Lafferty just does not push this hard enough. Later, he will understand its significance for his project and make it his strength:
But the theme of the Fall in the deep past is implicit in most of the central works of science fiction and in virtually all of the fringe works. It is the breath of life of High Fantasy. It is the ‘memory of Magic’ behind all sword-and-sorcery. The idea of a humanity both taller and deeper and more inclusive than now, of the time when animals were somehow contained in mankind, is echoed in the Tarzan stories, in the Planet-of-the-Apes pieces, in the Island-of-Doctor-Moreau pastiches. The idea of humanity still containing a spirit world, a supernatural world as well as a preternatural world, a ghostly as well as a poltergeistly world, is the theme of all the Tales-of-the-Uncanny-and-Supernatural, or all Tales-of-the-Mysterious-and-Macabre, of all Great-Tales-of-Terror-and-the-Unearthly, of all Weird Tales, of all Great-Ghost-Stories-of-the-Gas-Light-Era.
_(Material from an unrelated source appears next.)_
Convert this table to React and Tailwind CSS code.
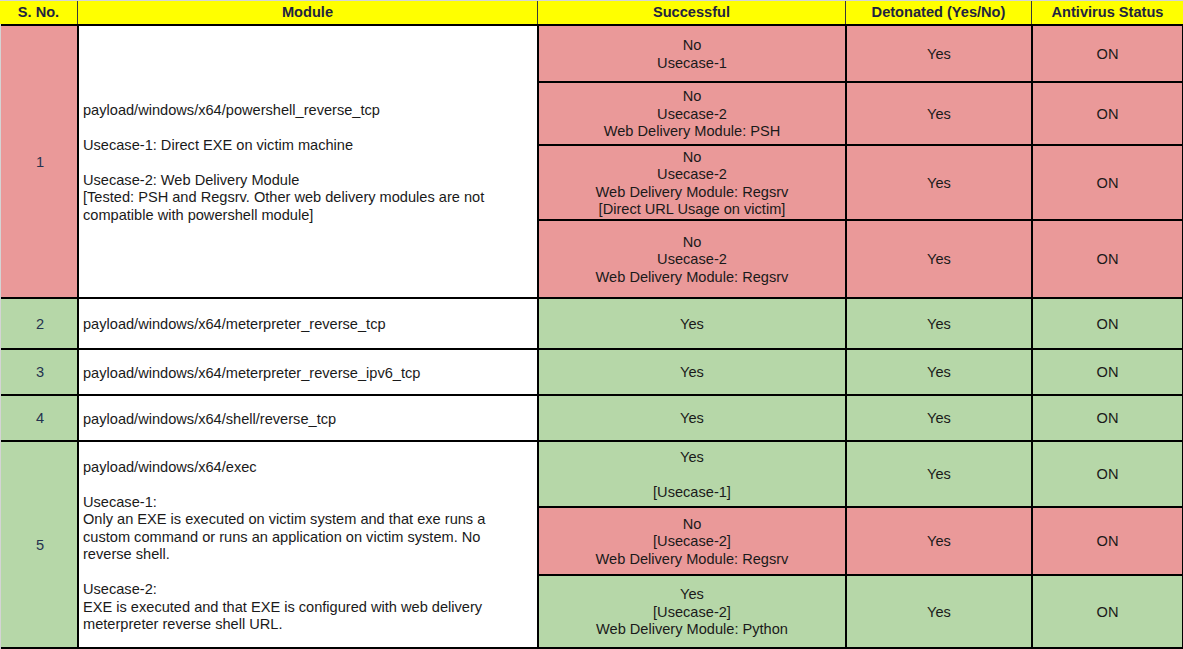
import React from "react";

const PINK = "bg-[#ea9999]";
const GREEN = "bg-[#b6d7a8]";

const rows = [
  {
    no: "1",
    noColor: PINK,
    module: [
      "payload/windows/x64/powershell_reverse_tcp",
      "",
      "Usecase-1: Direct EXE on victim machine",
      "",
      "Usecase-2: Web Delivery Module",
      "[Tested: PSH and Regsrv. Other web delivery modules are not",
      "compatible with powershell module]",
    ],
    subs: [
      { color: PINK, ok: ["No", "Usecase-1"] },
      { color: PINK, ok: ["No", "Usecase-2", "Web Delivery Module: PSH"] },
      {
        color: PINK,
        ok: ["No", "Usecase-2", "Web Delivery Module: Regsrv", "[Direct URL Usage on victim]"],
      },
      { color: PINK, ok: ["No", "Usecase-2", "Web Delivery Module: Regsrv"] },
    ],
  },
  {
    no: "2",
    noColor: GREEN,
    module: ["payload/windows/x64/meterpreter_reverse_tcp"],
    subs: [{ color: GREEN, ok: ["Yes"] }],
  },
  {
    no: "3",
    noColor: GREEN,
    module: ["payload/windows/x64/meterpreter_reverse_ipv6_tcp"],
    subs: [{ color: GREEN, ok: ["Yes"] }],
  },
  {
    no: "4",
    noColor: GREEN,
    module: ["payload/windows/x64/shell/reverse_tcp"],
    subs: [{ color: GREEN, ok: ["Yes"] }],
  },
  {
    no: "5",
    noColor: GREEN,
    module: [
      "payload/windows/x64/exec",
      "",
      "Usecase-1:",
      "Only an EXE is executed on victim system and that exe runs a",
      "custom command or runs an application on victim system. No",
      "reverse shell.",
      "",
      "Usecase-2:",
      "EXE is executed and that EXE is configured with web delivery",
      "meterpreter reverse shell URL.",
    ],
    subs: [
      { color: GREEN, ok: ["Yes", "", "[Usecase-1]"] },
      { color: PINK, ok: ["No", "[Usecase-2]", "Web Delivery Module: Regsrv"] },
      { color: GREEN, ok: ["Yes", "[Usecase-2]", "Web Delivery Module: Python"] },
    ],
  },
];

const spanClass = { 1: "row-span-1", 3: "row-span-3", 4: "row-span-4" };

function Lines({ lines }) {
  return (
    <div>
      {lines.map((l, i) => (
        <div key={i} className="whitespace-nowrap h-[17.5px]">
          {l}
        </div>
      ))}
    </div>
  );
}

export default function App() {
  return (
    <div className="w-[1183px] h-[649px] bg-white font-['Liberation_Sans',Arial,sans-serif] text-[14.6px] leading-[17.5px] text-[#1a1a1a] overflow-hidden">
      <div className="flex h-[24px] border-t border-[#d4d4d4] bg-[#ffff00] font-bold text-[#1f2440]">
        <div className="w-[78px] border-r border-[#3a3a3a] flex items-center justify-center">S. No.</div>
        <div className="w-[460px] border-r border-[#3a3a3a] flex items-center justify-center">Module</div>
        <div className="w-[308px] border-r border-[#3a3a3a] flex items-center justify-center">Successful</div>
        <div className="w-[186px] border-r border-[#3a3a3a] flex items-center justify-center">Detonated (Yes/No)</div>
        <div className="flex-1 flex items-center justify-center">Antivirus Status</div>
      </div>
      <div className="grid grid-cols-[76px_458px_306px_184px_149px] grid-rows-[55px_61px_73px_76px_49px_44px_44px_64px_66px_71px] gap-[2px] bg-black py-[2px] pr-px border-l border-[#d4d4d4]">
        {rows.map((r) => (
          <React.Fragment key={r.no}>
            <div
              className={`${r.noColor} ${spanClass[r.subs.length]} flex items-center justify-center pt-[2px] pl-[2px] text-[#24324f]`}
            >
              {r.no}
            </div>
            <div className={`bg-white ${spanClass[r.subs.length]} flex items-center pt-[3px] pl-[4px]`}>
              <Lines lines={r.module} />
            </div>
            {r.subs.map((s, i) => (
              <React.Fragment key={i}>
                <div className={`${s.color} flex items-center justify-center pt-[2px] text-center`}>
                  <Lines lines={s.ok} />
                </div>
                <div className={`${s.color} flex items-center justify-center pt-[2px]`}>Yes</div>
                <div className={`${s.color} flex items-center justify-center pt-[2px]`}>ON</div>
              </React.Fragment>
            ))}
          </React.Fragment>
        ))}
      </div>
    </div>
  );
}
Despite being built on the idea of the Fall, there is no depth. Everyone Albert meets is a total amnesiac and a user, with one exception—Pete the Python, who has a dim awareness of what has happened and a principled malice.
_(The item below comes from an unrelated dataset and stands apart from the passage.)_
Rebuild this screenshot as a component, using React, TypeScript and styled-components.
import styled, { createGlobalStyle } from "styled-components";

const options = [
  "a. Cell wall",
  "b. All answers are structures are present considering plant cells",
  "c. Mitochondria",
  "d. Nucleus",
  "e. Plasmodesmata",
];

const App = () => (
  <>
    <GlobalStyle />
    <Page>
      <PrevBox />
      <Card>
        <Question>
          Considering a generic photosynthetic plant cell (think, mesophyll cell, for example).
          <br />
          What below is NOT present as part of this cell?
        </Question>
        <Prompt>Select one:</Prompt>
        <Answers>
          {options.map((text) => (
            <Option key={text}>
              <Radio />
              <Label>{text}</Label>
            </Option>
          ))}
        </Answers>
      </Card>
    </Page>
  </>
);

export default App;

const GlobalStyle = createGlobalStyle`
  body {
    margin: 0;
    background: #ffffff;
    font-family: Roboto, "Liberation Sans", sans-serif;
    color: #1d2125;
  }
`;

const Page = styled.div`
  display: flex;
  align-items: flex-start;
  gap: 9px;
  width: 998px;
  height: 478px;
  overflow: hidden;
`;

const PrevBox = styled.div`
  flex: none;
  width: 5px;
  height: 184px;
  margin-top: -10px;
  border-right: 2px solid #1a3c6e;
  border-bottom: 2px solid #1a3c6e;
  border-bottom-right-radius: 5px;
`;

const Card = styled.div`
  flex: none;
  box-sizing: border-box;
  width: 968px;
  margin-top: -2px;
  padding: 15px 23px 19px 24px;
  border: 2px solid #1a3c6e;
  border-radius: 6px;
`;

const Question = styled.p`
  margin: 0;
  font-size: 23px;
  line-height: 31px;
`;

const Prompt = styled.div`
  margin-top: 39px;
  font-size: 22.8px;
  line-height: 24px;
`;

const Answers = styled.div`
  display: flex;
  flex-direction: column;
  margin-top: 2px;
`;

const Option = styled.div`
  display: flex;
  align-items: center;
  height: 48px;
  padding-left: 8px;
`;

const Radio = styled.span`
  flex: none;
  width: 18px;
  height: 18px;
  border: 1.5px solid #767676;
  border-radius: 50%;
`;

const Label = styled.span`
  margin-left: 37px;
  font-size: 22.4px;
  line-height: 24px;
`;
“Snakes always have bad consciences. We have forgotten the crime, but we remember the guilt.”
It is a story that makes me want to say poor Pete the python, not poor Albert, because Pete never gets the respect he deserves. Pete is wholly external to Albert, and Albert has no idea what Pete is. Albert is put into the cage with Pete, which, of course, is the iconographic inset of the story: Albert is trapped in a world where spiritual consequences are being worked out, snake and man, both outside the Garden. Instead, Albert places a curse on “The Weirdest World” itself, space ineptitude to the end, not knowing that Genesis 3 was the problem all along.
To anyone who wants a more interesting Lafferty, I would say: Remember Pete. We will meet him again in fuller form in Arrive at Easterwine (1971), where he appears as Snake inside Epiktistes. Then it becomes clear that Pete's presence in “The Weirdest World” is not just a throwaway joke but a theme that matters and the most important and generative aspect of the story. It survives the genre constraints.
I'll wrap up by saying that “The Weirdest World” clearly wants to be Swiftian in its judgment of humanity, and it also wants to be cute. Lafferty wants it both ways, and so the ending falls short. What should be a punch on the jaw is a pat on the face. Then again, being too critical of this story, as I said, is kicking the puppy. For all that it is a minor Lafferty classic, it reminds me that the Lafferty most people know and most love is not quite my Lafferty. This is the Lafferty equivalent of Friz Freleng when one wants Chuck Jones. I prefer Lafferty when he has a freer relation to market discipline, when he learns to balance his Catholic fury with his sense of humor, and when his stories are intellectually strange, morally intense, spiritually violent, formally inventive, and just as funny. This is Lafferty imagining what SF could look like with his voice, but not quite speaking in it.